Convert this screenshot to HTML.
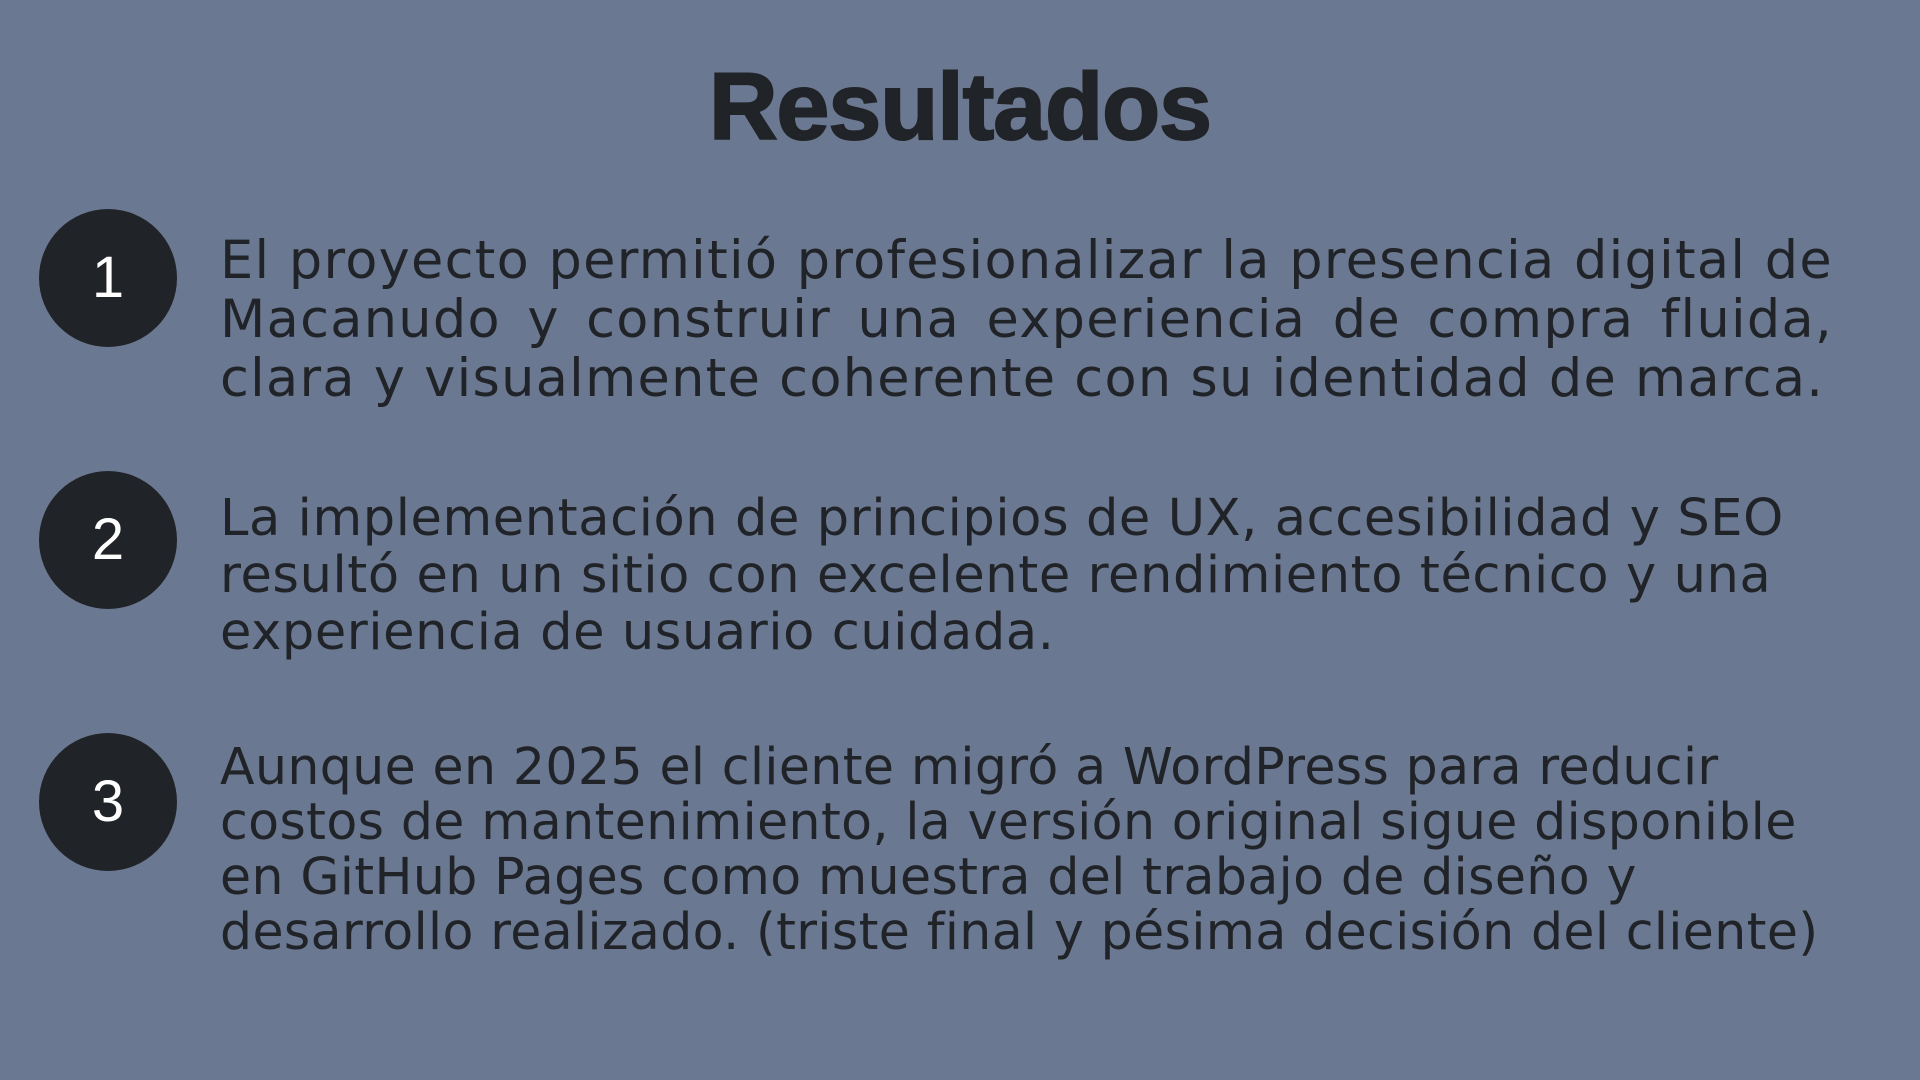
<!DOCTYPE html>
<html><head><meta charset="utf-8"><style>
html,body{margin:0;padding:0;}
body{width:1920px;height:1080px;background:#6b7891;position:relative;overflow:hidden;font-family:"DejaVu Sans",sans-serif;color:#202327;}
h1{position:absolute;left:0;width:1920px;top:52px;margin:0;text-align:center;font-family:"Liberation Sans",sans-serif;font-weight:bold;font-size:95px;letter-spacing:-1px;line-height:110px;color:#202327;-webkit-text-stroke:2px #202327;}
.c{position:absolute;left:39px;width:138px;height:138px;border-radius:50%;background:#202327;color:#fff;font-family:"Liberation Sans",sans-serif;font-size:58px;text-align:center;line-height:138px;}
.p{position:absolute;left:220px;width:1613px;font-size:51px;letter-spacing:0.6px;margin:0;white-space:nowrap;}
.j span{display:block;text-align:justify;text-align-last:justify;}
</style></head><body>
<h1>Resultados</h1>
<div class="c" style="top:209px">1</div>
<div class="c" style="top:471px">2</div>
<div class="c" style="top:733px">3</div>
<div class="p j" style="top:231px;line-height:59px;font-size:52.5px;letter-spacing:1.3px;"><span>El proyecto permitió profesionalizar la presencia digital de</span><span>Macanudo y construir una experiencia de compra fluida,</span><span style="text-align-last:left">clara y visualmente coherente con su identidad de marca.</span></div>
<div class="p" style="top:490px;line-height:57px;">La implementación de principios de UX, accesibilidad y SEO<br>resultó en un sitio con excelente rendimiento técnico y una<br>experiencia de usuario cuidada.</div>
<div class="p" style="top:739px;line-height:55px;font-size:50.5px;letter-spacing:0.4px;">Aunque en 2025 el cliente migró a WordPress para reducir<br>costos de mantenimiento, la versión original sigue disponible<br>en GitHub Pages como muestra del trabajo de diseño y<br>desarrollo realizado. (triste final y pésima decisión del cliente)</div>
</body></html>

━━━━━━━━

(EXERCISE REQUIREMENTS): Would you set down the listing exactly, omitting pictures?

(SOLVED EXERCISE):
Convert this screenshot to HTML.
<!DOCTYPE html>
<html><head><meta charset="utf-8"><style>
html,body{margin:0;padding:0;}
body{width:1920px;height:1080px;background:#6b7891;position:relative;overflow:hidden;font-family:"DejaVu Sans",sans-serif;color:#202327;}
h1{position:absolute;left:0;width:1920px;top:52px;margin:0;text-align:center;font-family:"Liberation Sans",sans-serif;font-weight:bold;font-size:95px;letter-spacing:-1px;line-height:110px;color:#202327;-webkit-text-stroke:2px #202327;}
.c{position:absolute;left:39px;width:138px;height:138px;border-radius:50%;background:#202327;color:#fff;font-family:"Liberation Sans",sans-serif;font-size:58px;text-align:center;line-height:138px;}
.p{position:absolute;left:220px;width:1613px;font-size:51px;letter-spacing:0.6px;margin:0;white-space:nowrap;}
.j span{display:block;text-align:justify;text-align-last:justify;}
</style></head><body>
<h1>Resultados</h1>
<div class="c" style="top:209px">1</div>
<div class="c" style="top:471px">2</div>
<div class="c" style="top:733px">3</div>
<div class="p j" style="top:231px;line-height:59px;font-size:52.5px;letter-spacing:1.3px;"><span>El proyecto permitió profesionalizar la presencia digital de</span><span>Macanudo y construir una experiencia de compra fluida,</span><span style="text-align-last:left">clara y visualmente coherente con su identidad de marca.</span></div>
<div class="p" style="top:490px;line-height:57px;">La implementación de principios de UX, accesibilidad y SEO<br>resultó en un sitio con excelente rendimiento técnico y una<br>experiencia de usuario cuidada.</div>
<div class="p" style="top:739px;line-height:55px;font-size:50.5px;letter-spacing:0.4px;">Aunque en 2025 el cliente migró a WordPress para reducir<br>costos de mantenimiento, la versión original sigue disponible<br>en GitHub Pages como muestra del trabajo de diseño y<br>desarrollo realizado. (triste final y pésima decisión del cliente)</div>
</body></html>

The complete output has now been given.